Mr. Cottrill suggested that the long-term success of Rubber Tracks would depend less on whether the bands that record there go on to fame and fortune than on the extent to which they keep Converse in their heart.
“Let’s say over the next five years we put 1,000 artists through here, and one becomes the next Radiohead,” he said. “They’re going to have all the big brands chasing them to sponsor their tour. But the 999 artists who don’t make it, the ones who tend to get forgotten about, they’ll never forget us.”
Critics have often complained about the influence of licensing and advertising on music. In the mid-2000s, for example, rap started to develop lots of blippy, simple melodies that would sound good in ringtones. It may be too soon to tell whether the patronage of Red Bull, Mountain Dew and Converse will warp the sound of indie rock. But if young bands are developing with their attractiveness to corporate America in mind, will they, say, avoid political content?

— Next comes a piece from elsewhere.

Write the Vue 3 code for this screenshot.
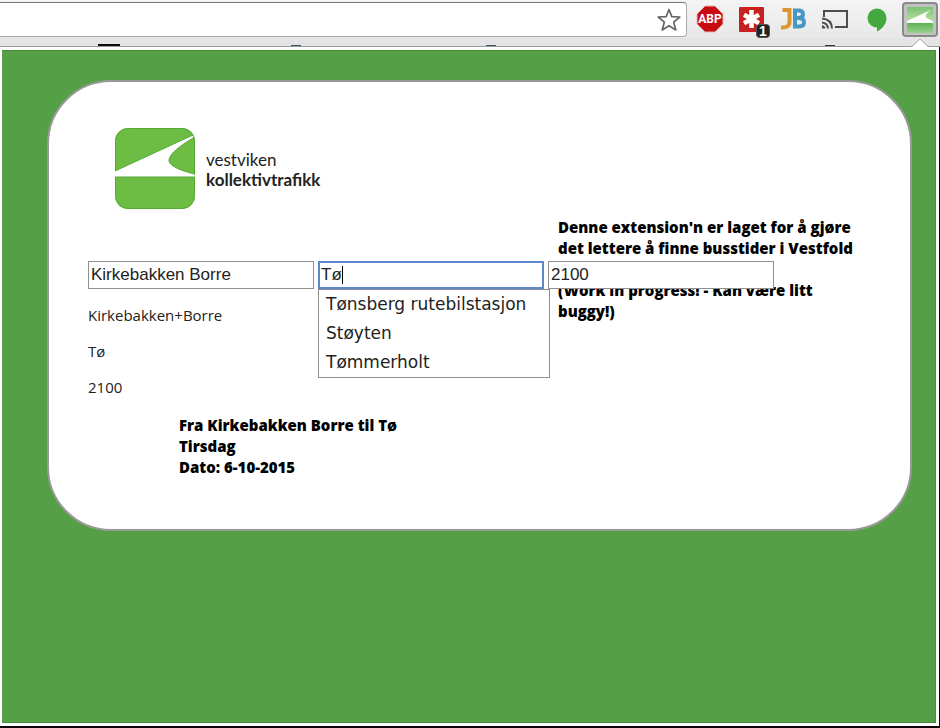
<script setup>
import { ref } from 'vue'

const from = ref('Kirkebakken Borre')
const to = ref('Tø')
const time = ref('2100')
const address = ref('')
const suggestions = ['Tønsberg rutebilstasjon', 'Støyten', 'Tømmerholt']
</script>

<template>
  <div class="window">
    <header class="toolbar">
      <div class="omnibox">
        <input v-model="address" class="address" type="text" aria-label="Address" />
        <button class="star" type="button" aria-label="Bookmark">
          <svg width="26" height="26" viewBox="0 0 26 26">
            <path d="M13 2.5 L15.8 9.6 L23.8 10 L17.7 15.2 L19.8 23 L13 18.7 L6.2 23 L8.3 15.2 L2.2 10 L10.2 9.6 Z" fill="#fff" stroke="#666" stroke-width="1.7" stroke-linejoin="round" />
          </svg>
        </button>
      </div>
      <nav class="extensions" aria-label="Extensions">
        <button type="button" class="ext" aria-label="Adblock Plus">
          <svg width="36" height="38" viewBox="0 0 36 38">
            <path d="M13 6 H23 L31 14 V24 L23 32 H13 L5 24 V14 Z" fill="#c70d12" stroke="#e5b5b2" stroke-width="1" />
            <text x="18" y="23" text-anchor="middle" class="abp">ABP</text>
          </svg>
        </button>
        <button type="button" class="ext" aria-label="LastPass, 1">
          <svg width="36" height="38" viewBox="0 0 36 38">
            <rect x="5" y="7" width="25" height="25" rx="1" fill="#c92020" />
            <path d="M17.5 10 V28 M10 14.700 L25 23.300 M25 14.700 L10 23.300" stroke="#fff" stroke-width="4.500" />
            <rect x="22.500" y="24.500" width="13" height="13" rx="3" fill="#222" stroke="#555" />
            <text x="29" y="36" text-anchor="middle" class="count">1</text>
          </svg>
        </button>
        <button type="button" class="ext" aria-label="JB">
          <svg width="36" height="38" viewBox="0 0 36 38">
            <path d="M6.500 10 H13.500 V22 Q13.500 28 5 27.500" fill="none" stroke="#dc962e" stroke-width="4" />
            <path d="M18 10.500 H22.500 Q27 10.500 27 14.300 Q27 18 22 18 H19 M22 18 Q28 18 28 22.300 Q28 26.500 23 26.500 H18 M19 8.500 V28.500" fill="none" stroke="#4799c3" stroke-width="4" />
          </svg>
        </button>
        <button type="button" class="ext" aria-label="Cast">
          <svg width="36" height="38" viewBox="0 0 36 38">
            <path d="M6 17 V11 H29 V27 H17" fill="none" stroke="#4d4d4d" stroke-width="2" />
            <path d="M4 18.500 Q13.500 19 14 28.500 M4 22.500 Q9.500 23 10 28.500" fill="none" stroke="#4d4d4d" stroke-width="2" />
            <path d="M4 25 Q7 25.500 7.500 28.500 H4 Z" fill="#4d4d4d" />
          </svg>
        </button>
        <button type="button" class="ext" aria-label="Hangouts">
          <svg width="36" height="38" viewBox="0 0 36 38">
            <path d="M17 8.500 A9.500 9.500 0 0 1 26.500 18 C26.500 24 22 29 17 31.500 V27.500 A9.500 9.500 0 0 1 17 8.500 Z" fill="#43a83e" />
          </svg>
        </button>
        <button type="button" class="ext active" aria-label="Vestviken kollektivtrafikk">
          <svg width="26" height="26" viewBox="0 0 26 26">
            <defs>
              <linearGradient id="mini" x1="0" y1="0" x2="0" y2="1">
                <stop offset="0" stop-color="#7dc275" />
                <stop offset="0.5" stop-color="#b0dc9e" />
                <stop offset="0.55" stop-color="#55ad45" />
                <stop offset="1" stop-color="#9bd092" />
              </linearGradient>
            </defs>
            <rect width="26" height="26" rx="1" fill="url(#mini)" />
            <path d="M0 14 L25 2.500 C16 8 17 11 26 14 V16 H0 Z" fill="#fff" />
          </svg>
        </button>
      </nav>
    </header>

    <div class="bookmarks" aria-hidden="true">
      <i class="mark wide"></i>
      <i class="mark second"></i>
      <i class="mark third"></i>
      <i class="mark fourth"></i>
      <svg class="pointer" width="18" height="10" viewBox="0 0 18 10">
        <path d="M0 10 L9 1 L18 10 Z" fill="#fff" />
        <path d="M0 9 L9 1 L18 9" fill="none" stroke="#aaa" stroke-width="1" />
      </svg>
    </div>

    <div class="frame">
      <main class="popup">
        <section class="card">
          <div class="logo">
            <svg width="80" height="81" viewBox="0 0 80 81">
              <defs>
                <clipPath id="tile"><rect x="0" y="0" width="80" height="81" rx="13" /></clipPath>
              </defs>
              <g clip-path="url(#tile)">
                <rect width="80" height="81" fill="#6dbd45" />
                <path d="M0 43 L78 7 L80 9 C61 20 54 27 54 33 C55 38 66 43 80 46 V49 H0 Z" fill="#fff" />
                <path d="M0 43 L78 7 M80 9 C61 20 54 27 54 33 C55 38 66 43 80 46 M0 49 H80" fill="none" stroke="#55a936" stroke-width="1" />
              </g>
              <rect x="0.500" y="0.500" width="79" height="80" rx="13" fill="none" stroke="#55a936" />
              <path d="M0 43 V48.500 M80 47 V48.500" stroke="#fff" stroke-width="3" />
            </svg>
            <p class="brand">vestviken<br /><b>kollektivtrafikk</b></p>
          </div>

          <p class="note">
            Denne extension'n er laget for å gjøre det lettere å finne busstider i Vestfold<br /><br />
            (Work in progress! - Kan være litt buggy!)
          </p>

          <form class="search" @submit.prevent>
            <input v-model="from" class="field" type="text" aria-label="Fra" />
            <div class="combo">
              <input v-model="to" class="field focused" type="text" aria-label="Til" />
              <span class="caret"></span>
              <ul class="menu">
                <li v-for="s in suggestions" :key="s">{{ s }}</li>
              </ul>
            </div>
            <input v-model="time" class="field" type="text" aria-label="Tid" />
          </form>

          <div class="output">
            <p>{{ from.replace(' ', '+') }}</p>
            <p>{{ to }}</p>
            <p>{{ time }}</p>
          </div>

          <p class="summary">
            Fra {{ from }} til {{ to }}<br />Tirsdag<br />Dato: 6-10-2015
          </p>
        </section>
      </main>
    </div>
  </div>
</template>

<style>
body {
  margin: 0;
  background: #0c0408;
}
</style>

<style scoped>
* {
  box-sizing: border-box;
}
p,
ul {
  margin: 0;
  padding: 0;
}
button {
  padding: 0;
  border: 0;
  background: none;
}
.window {
  display: flex;
  flex-direction: column;
  min-height: 100vh;
  padding-bottom: 2px;
  font-family: "Open Sans", "Noto Sans", sans-serif;
  color: #222;
}
.toolbar {
  display: flex;
  height: 38px;
  background: linear-gradient(#f4f4f4, #e8e8e8);
}
.omnibox {
  display: flex;
  flex: 1;
  align-items: center;
  height: 35px;
  margin-top: 2px;
  padding-right: 4px;
  border: 1px solid #aaa;
  border-top-color: #777;
  border-left: 0;
  border-radius: 0 4px 4px 0;
  background: #fff;
}
.address {
  flex: 1;
  min-width: 0;
  height: 28px;
  border: 0;
  outline: 0;
  background: none;
  font: 16px "Liberation Sans", sans-serif;
}
.star,
.star svg,
.ext svg {
  display: block;
}
.extensions {
  display: flex;
  gap: 6px;
  padding: 0 2px 0 5px;
}
.ext {
  width: 36px;
  height: 38px;
}
.active {
  display: grid;
  place-items: center;
  height: 35px;
  margin-top: 2px;
  border: 2px solid #8a8a8a;
  border-radius: 4px;
  background: #c2c2c2;
}
.abp {
  font: bold 12px "Roboto", sans-serif;
  fill: #fff;
}
.count {
  font: bold 14px "Liberation Sans", sans-serif;
  fill: #fff;
}
.bookmarks {
  position: relative;
  height: 9px;
  border-bottom: 1px solid #999;
  background: #e4e4e4;
}
.mark {
  position: absolute;
  bottom: 0;
  left: 486px;
  width: 10px;
  height: 1px;
  background: #356;
}
.wide {
  left: 98px;
  width: 22px;
  height: 2px;
  background: #100b04;
}
.second {
  left: 291px;
}
.fourth {
  left: 825px;
  background: #333;
}
.pointer {
  position: absolute;
  right: 11px;
  bottom: -2px;
}
.frame {
  display: flex;
  flex: 1;
  margin-right: 1px;
  padding: 3px 3px 3px 2px;
  background: #fff;
}
.popup {
  flex: 1;
  padding: 29px 23px 30px 45px;
  border: 1px solid #478c38;
  border-left: 0;
  background: #55a046;
}
.card {
  display: grid;
  grid-template-columns: 470px 1fr;
  grid-template-rows: 179px auto auto auto;
  padding: 0 38px 51px 39px;
  border: 2px solid #999;
  border-radius: 64px;
  background: #fff;
}
.logo {
  display: flex;
  grid-area: 1 / 1;
  gap: 11px;
  padding: 46px 0 0 27px;
}
.brand {
  padding-top: 22px;
  font: 17px/20px "Lato", sans-serif;
}
.note {
  grid-area: 1 / 2 / 4 / 3;
  padding-top: 135px;
  font-size: 15px;
  font-weight: 800;
  line-height: 21px;
  color: #000;
}
.search {
  position: relative;
  display: flex;
  grid-area: 2 / 1 / 3 / 3;
  gap: 4px;
  z-index: 1;
}
.field {
  display: block;
  width: 226px;
  height: 28px;
  padding: 0 2px;
  border: 1px solid #8f8f8f;
  border-radius: 0;
  outline: 0;
  background: #fff;
  font: 17px "Liberation Sans", sans-serif;
  color: #222;
}
.focused {
  border: 2px solid #5d86cc;
  padding: 0 1px;
}
.combo {
  position: relative;
}
.caret {
  position: absolute;
  top: 5px;
  left: 24px;
  width: 1px;
  height: 18px;
  background: #000;
}
.menu {
  position: absolute;
  top: 28px;
  left: 0;
  width: 232px;
  border: 1px solid #8f8f8f;
  background: #fff;
  list-style: none;
  font: 17px/29px "DejaVu Sans", sans-serif;
}
.menu li {
  padding: 0 7px;
}
.output {
  display: grid;
  grid-area: 3 / 1;
  gap: 15px;
  padding-top: 16px;
  font-size: 15px;
  line-height: 21px;
}
.summary {
  grid-area: 4 / 1 / 5 / 3;
  padding: 17px 0 0 91px;
  font-size: 15px;
  font-weight: 800;
  line-height: 21px;
  color: #000;
}
</style>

Chris Kaskie, the president of the music web site Pitchfork, noted a lack of debate about the implications of bands’ working with brands. When Nike makes a cool mix-tape, he said, there is little comment about the company in the indie-rock world.
“Young bands are growing up in a culture where there’s less off that discussion happening, less of those underlying issues being addressed,” Mr. Kaskie said. “But the experiment that these bands are doing is important to see where it goes.”
Ms. Cosentino of Best Coast said that her decision to work with Converse was not just about the publicity. She’s a fan of the company—“I’ve been wearing Converse since I was a child,” she said—and noted that when she recorded “All Summer,” the Converse-sponsored track with Kid Cudi and Mr. Batmanglij, the company gave no instructions other than that it was looking for a “summer vibe.”
“We just made something that is a fun song,” she said, “that will hopefully make people dance around in their Converse during the summer.”